La conclusion de cette table ronde, mélange de désarroi sur la situation actuelle tout en se voulant farouchement optimiste, se trouve peut-être dans la synthèse proposée en fin de session par M. Espen Oeino, architecte naval : qu’il s’agisse de zones protégées, de taxe carbone ou de carburants alternatifs, M. Oeino a estimé que les évolutions ne pourraient s’accélérer qu’en fonction de volontés politiques.
Soulignant, à titre d’exemple malheureux, comment la crise ukrainienne avait précipité l’augmentation des prix des carburants fossiles, il a insisté sur le fait que l’adoption par un plus grand nombre de solutions décarbonées ne pourrait se faire que si un équilibre économico-écologique peut être envisagé, allant de pair avec le développement d’infrastructures adaptées et l’ambition des pouvoirs publics de conduire la transition énergétique par des choix clairs et assumés permettant aussi que les surcoûts qui y sont liés soient plus facilement assimilables à l’usage.
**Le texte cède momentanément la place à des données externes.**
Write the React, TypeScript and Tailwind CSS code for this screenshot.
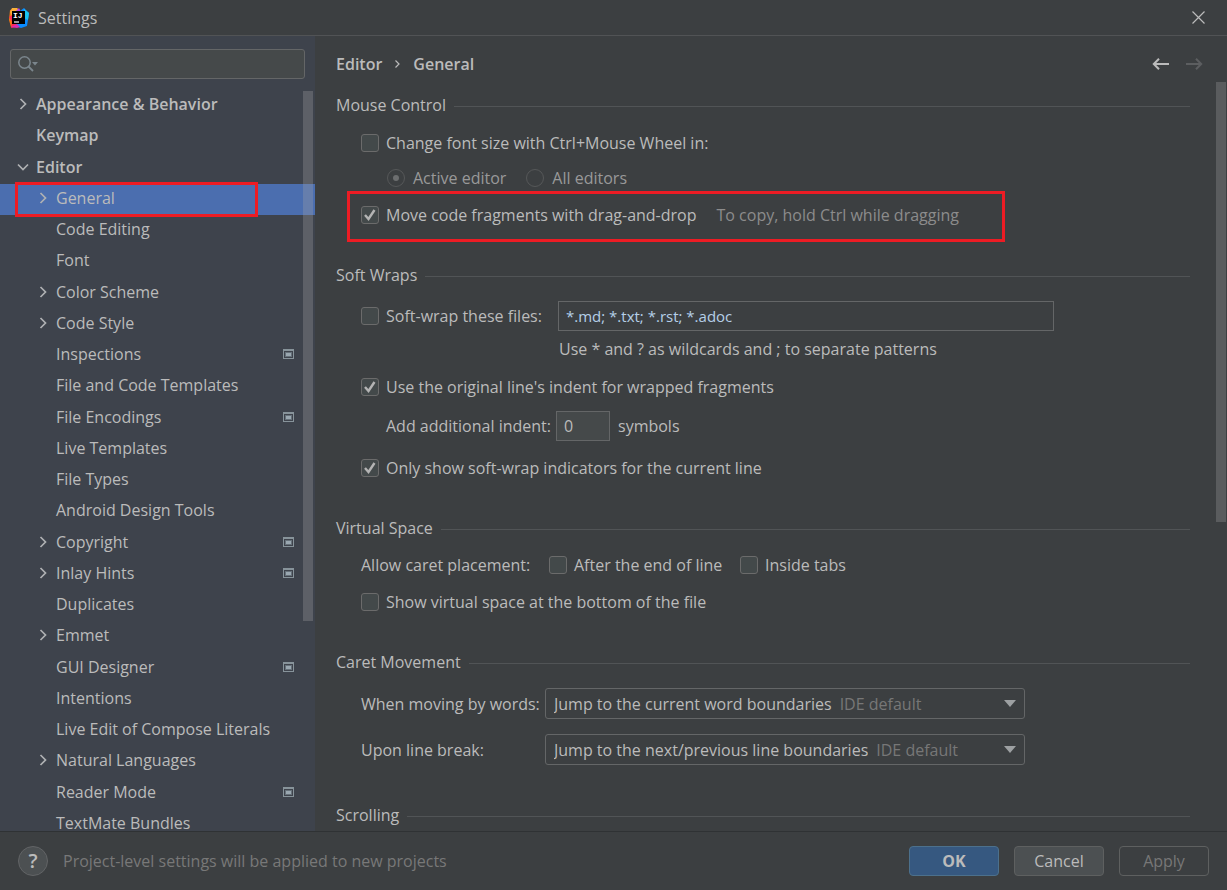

La 9e édition du Monaco Energy Boat Challenge organisé par le Yacht Club de Monaco se déroule du 4 au 9 juillet 2022, avec le soutien de la Fondation Prince Albert II. Il rassemblera une trentaine d’équipes venues de plus de 15 pays, et proposera, outre les traditionnelles compétitions sur plan d’eau, une exposition mettant en avant des solutions innovantes destinées à réduire l’impact environnemental de la propulsion des bateaux.